- Origin: Vienna, Austria
- Genres: Space disco, disco, space rock, Adult contemporary (in their final album), art rock, Austropop, dance-punk, dance, Experimental rock, krautrock, new wave, neo-psychedelia, techno
- Years active: 1977–1983
- Labels: Bellaphon Records
- Past members: Gerry Edmond Yvonne Dory Rudolf Mille Gerhard Messinger Ernst Nekola Daniele Prencipe

= Ganymed (band) =

Austrian/German band

Ganymed was an Austrian/German space disco band founded in 1977.

==Career==
In 1978, they released their biggest hit, “It Takes Me Higher”, which hit #5 on the Austrian charts for four weeks and also hit #23 on the German charts. That same year, they released their debut album Takes You Higher, which ranked at #16 for 12 weeks and also spawned another single, “Saturn”.

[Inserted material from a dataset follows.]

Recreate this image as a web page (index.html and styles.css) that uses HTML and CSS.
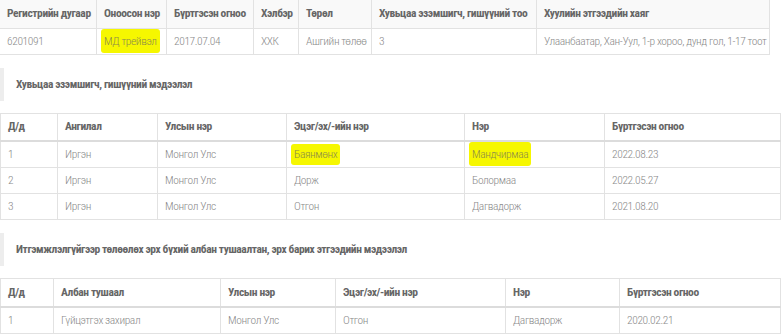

1979 saw the release of their second album, Future World. The album’s title track was released as a B-side to “Dancing in a Disco”. Afterwards, they released their final album, Dimension No. 3, plus a non-album single, “Money Is Addiction (Of This Crazy World)” in 1980.
At their last concert in 1981, Falco played bass for the group. Ganymed officially broke up in 1983.

==Members==
- Gerry Edmond (real name Edmund Gerhard Czerwenka; pseudonym in the group: "Kroonk") – lead vocals, guitar, keyboards, synth programming
- Yvonne Dory (real name Doris Ellen Czerwenka; pseudonym in the group: "Pulsaria") – vocals
- Rudolf Mille (pseudonym in the group: "Vendd") – keyboards
- Gerhard Messinger-Neuwirth (pseudonym in the group: "Schnitzel") – bass, keyboards
- Ernst Hefter (pseudonym in the group: "Cak") – drums, percussion, drum programming
- Daniele Prencipe (pseudonym in the group: "Suk"; only appeared on "Takes You Higher") – keyboards

==Discography==

===Albums===
- Takes You Higher (1978)
- Future World (1979)
- Dimension No. 3 (1980)

===Singles===
- "It Takes Me Higher" (1978)
- "Saturn/Music Drives Me Crazy" (1978)
- "Dancing in a Disco" (1979)
- "Money Is Addiction (Of This Crazy World)" (1980)
- "Bring Your Love To Me" (1980)

==In popular culture==
"It Takes Me Higher" was used as the theme song for the Italian version of the Japanese anime Gaiking.